Maybe one can narrow the band when getting closer to the 50 Ohm point to get there faster. 50.22 Ohm seems to be not so bad at all for an antenna out in the environmental conditions.
@@IMSAIGuy The feedline is not part of the antenna. What a transmatch does is make the radio “happy” with the terrible impedance it is presented and the resulting high losses in the transmission line. These days of transistor radios, it’s an acceptable configuration. Not the best thought. Using an antenna tuner (e.g. ah-4) between the feedline and the intended radiating elements delivers more RF as the feedline is no longer absorbing so much of the system loss. Another, better case, is the drive a remote tuner and have it deliver out/up to the radiator via ladder / window line. Loss is loss. The less of it the better.
well that's all fine and dandy, but, all that your doing is providing a good match between the instrument and the input of the tuner. Now you are not actually providing a proper match to the COAX and antenna, I'm guessing your not using a ladder line? Correct me if I'm wrong, but then again I do believe these atu's use a "balun" on the output? Then again dealing with the reactance of the "BALUN" and the actual reactance of the antenna? coax/ladderline/balanced line? As for myself I designed and built (took me two years) a remote ATU that does use a quadrature detector to provide me with phase information, (and other sampling devices) aiding in the tuning of the system. I have here in the main cabin a HP8753e that is connected to a 650' length of 1-5/8 line to the transmitter building. Mind you I have to switch out the transmitters at the hill and select the 1-5/8 line.

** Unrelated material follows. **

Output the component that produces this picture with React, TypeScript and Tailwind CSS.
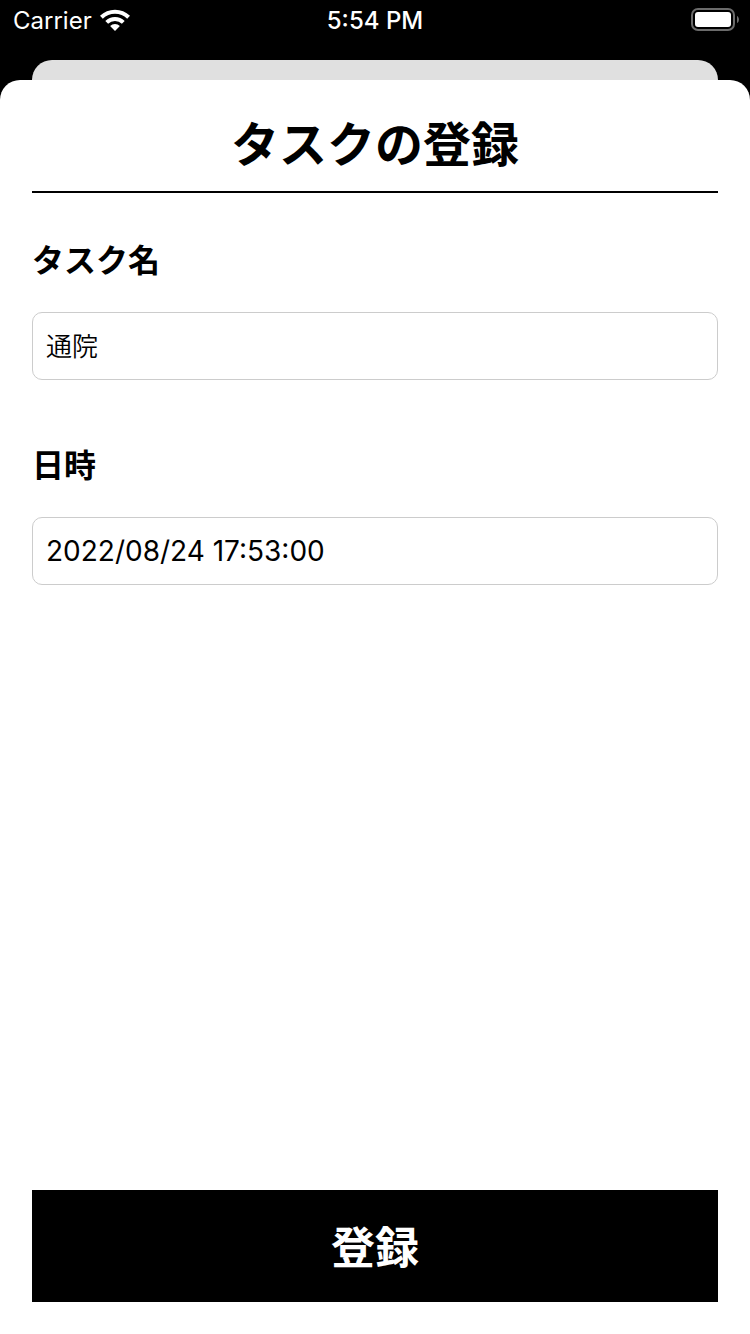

None the less, a good presentation! and yes using a VNA, even those $50 units with a Mini Circuits coupler, ZFDC-20-5 or a HP8721A will do the trick!!! Sure SWR meters will get you close but!......Also the bird Line Sections with the appropriate slugs. The VNA is your God! (Btw, the tuner is a balanced type, using a plethora of Vacuum relays, hence a stepped tuner, MCU controlled). Cheers, 73's
Some hams bitch and moan the internal matching network of the radio is limited to 3:1 VSWR. Here are a few reasons why limiting to 3:1 is the sane choice. The "Antenna Tuner" (a very poor name BTW) does not and can not tune the antenna it merely transforms the impedance present at the feed end of the coax to match the impedance of the radio. Since the matching is done at the feed end, a significant transmission line (coax) power loss occurs when the VSWR is large. Matching large impedance mismatches will result in heating, large circulating currents and voltages which means the components used must be robust and typically large. Too large to fit into a modern transceiver. Now think about the radio manufacturer's position if it were to squeeze in a 10:1 capable matching network. With a poorly matched antenna system the power losses in the transmission line make the radio look like a dog with poor reception and low power delivered to the antenna. So in effect they are saving the ill informed operator from themselves while ensuring the radio is able to perform close to it's potential.